2.4.1- Werking van de alvleesklier

alvleesklier

Alvleesklier (pancreas)

De alvleesklier produceert 1,2 liter alvleeskliersap per dag. In dit sap zitten spijsverteringsenzymen die de dunne darm helpt suikers, eiwitten en vetten uit het voedsel te halen. Het pancreassap wordt via kleine buisjes afgevoerd die samenkomen tot één grote afvoerbuis en uitmondt in de twaalfvingerige darm. Deze plek die ongeveer 10 cm voorbij de sluitspier van de maag ligt wordt Papil van Vater genoemd.

De alvleesklier maakt ook de hormonen insuline en glucagon. Dit zijn de “Eilandjes van Langerhans”. Deze kliertjes geven hun hormonen af aan het bloed en houden de bloedsuikerspiegel in evenwicht. De alvleesklier is een langgerekte trosvormige klier. De alvleesklier ligt linksachter in de bovenbuik, vlak voor de wervelkolom.

De alvleesklier heeft een endocriene en exocriene functie. De endocriene functie heeft een belangrijke rol bij het regelen van de bloedsuikerspiegel. De exocriene functie bij de vertering van het voedsel.

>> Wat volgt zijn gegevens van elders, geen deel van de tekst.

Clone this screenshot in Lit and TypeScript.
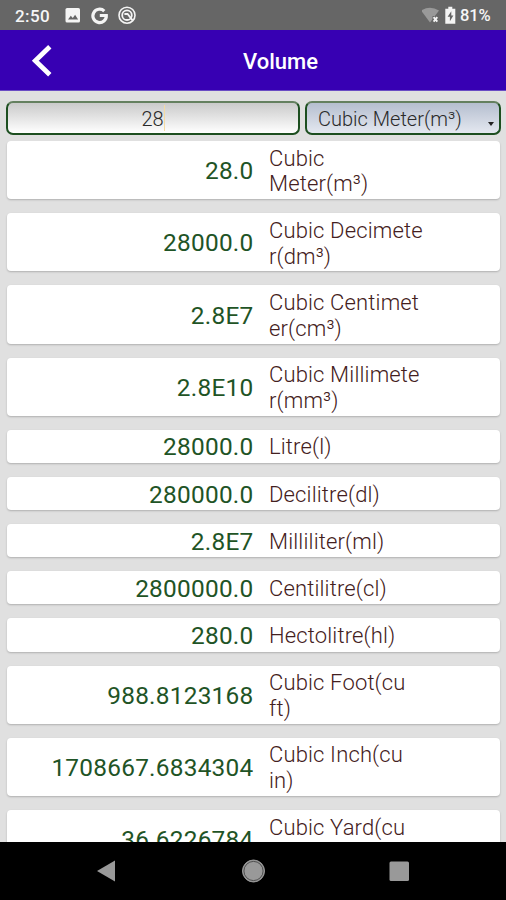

Wanneer de alvleesklier niet goed werkt, is dit vaak direct merkbaar. De klachten zijn buikpijn, misselijkheid, braken en diarree. Omdat de spijsvertering verstoord is, worden belangrijke voedingsstoffen niet opgenomen door de dunne darm. Deze voedingsstoffen verlaten samen met de ontlasting (diarree) het lichaam. Dit leidt tot verzwakking en vermagering (Alvleeskliervereniging,2019).